APPENDIX D
MODEL PERFORMANCE

The two-dimensional simulations presented in this report were run on the University of Oklahoma ECAS Cray J-90 series computer. This computer is composed of 8 processors and 256 megawords of main memory. Model performance was measured using the -perf compiler option on the Cray FORTRAN 77 compiler. The domain size is 64 x 64 x 53 grid points in the x, y, and z directions. The test was run on one processor using the -Zv compiler option. The large and small time steps were 20 and 4 seconds respectively. The grid spacing was dx = dy = 2000m and dz = 250m and the base state wind was a constant 10m/s. The vertically implicit solution technique and upper radiation were implemented. Table D-1 presents a compilation of the performance statistics by subroutine for a three-dimensional mountain wave simulation. The overall code rating for this test is 95.6 MFLOPS.

The percentage of the total time for the  solver is a function of the ratio of large time steps to small time steps. For a large big to small time step ratio, the small time step solver requires a larger portion of the total CPU time. Figure D.1 presents a pie chart of the most significant contributors to the model total CPU time. Approximately 35% of the time is spent in the small time step solvers dwpim3d and tri3d. The subroutine arpi3d also contains small time step calculations for u and v.
 

 

 
Table D-1. Performance statistics for ARPI3D three-dimensional mountain wave simulation on a Cray J-90 series computer using a single processor and the vector compiler option.
 
 
 

 

Figure D.1. Pie chart of CPU time requirements for a three-dimensional mountain wave simulation using ARPI3D and the ECAS Cray J-90 computer.

 

Tests were conducted during the initial model development phase which measured the efficiency of different terrain transformations and pressure equation formulations.
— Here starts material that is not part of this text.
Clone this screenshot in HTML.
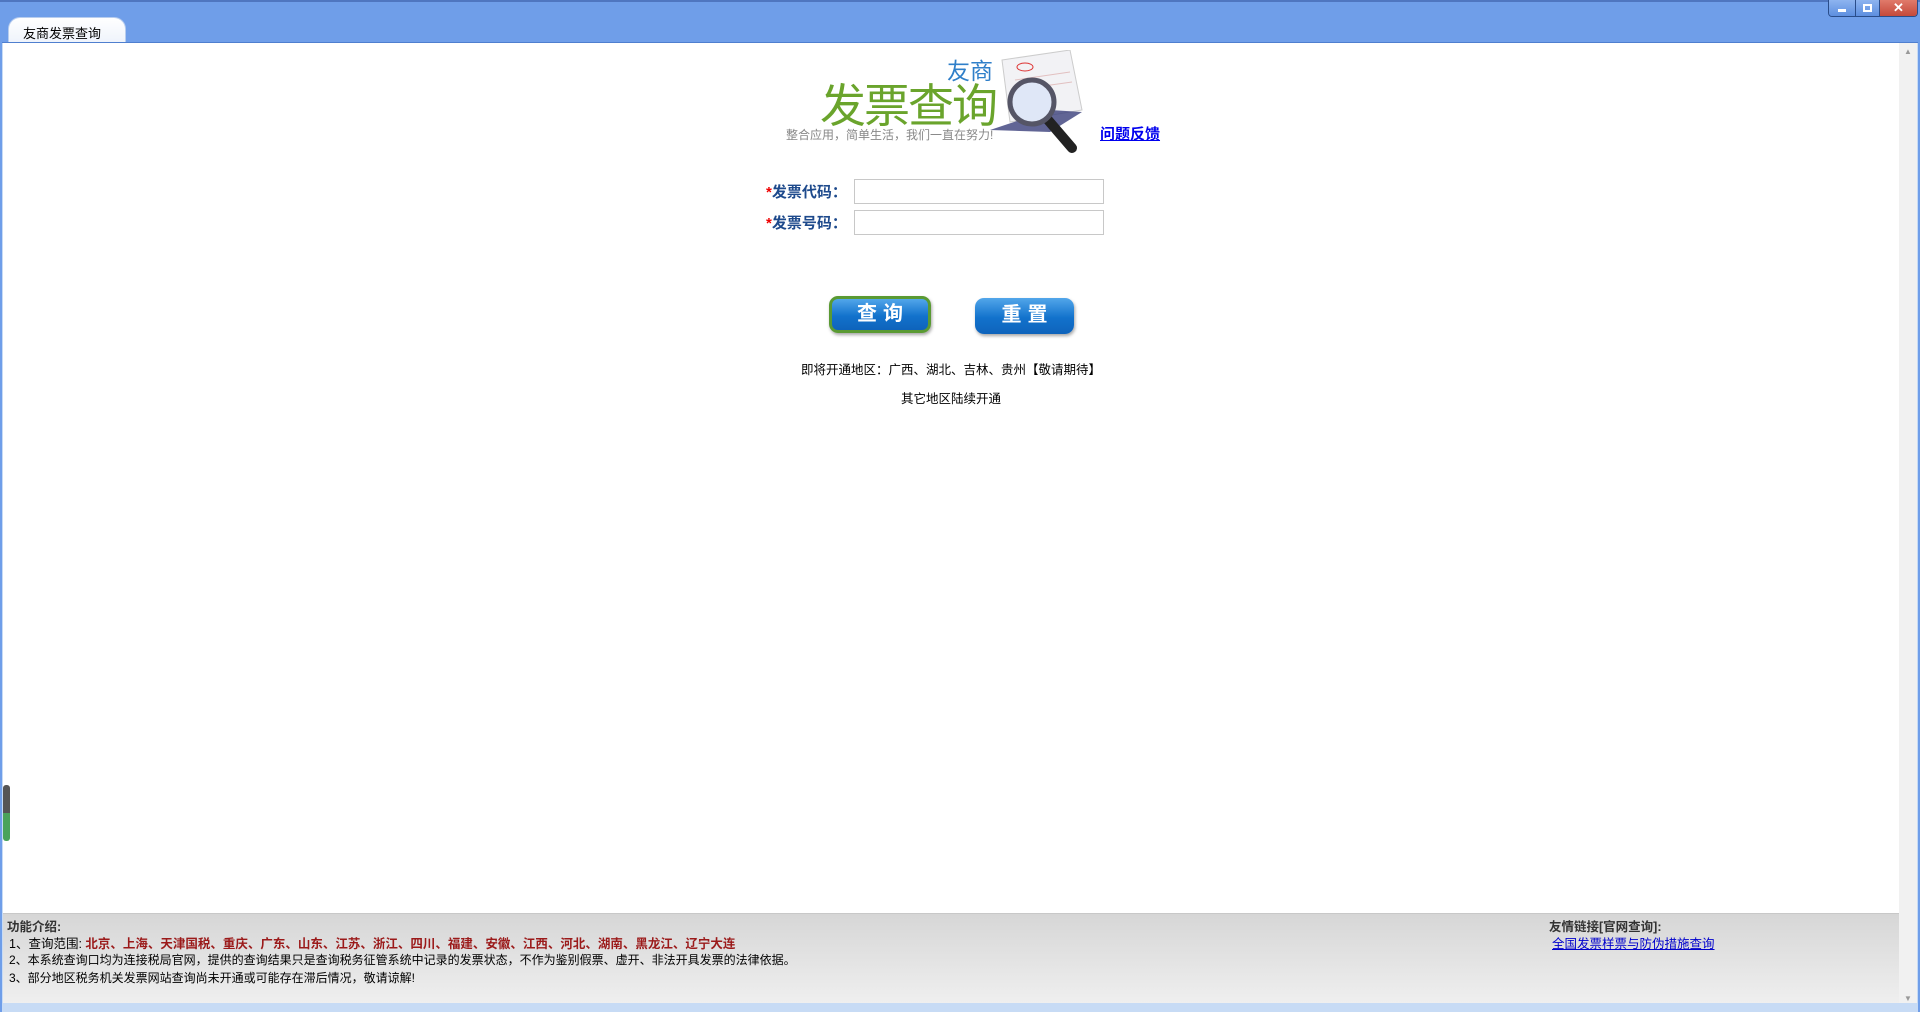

The simple chain rule terrain formulation is found to be significantly faster (>33%, without turbulence) than the strongly conservative form used in a number of models including the ARPS. This is primarily due to the computationally intensive floating-point divisions in the strong conservation formulation. The adaptation of the system of equations from pressure to non-dimensional pressure also improves the computational efficiency of the code, as does the implementation of the advective form of the equations. In the dimensional pressure system of equations, the additional term in the buoyancy relation, due to a power series approximation, is computed on the small time step. The effect of this term was not explicitly determined but is estimated on the order of a few percent of the total solution time.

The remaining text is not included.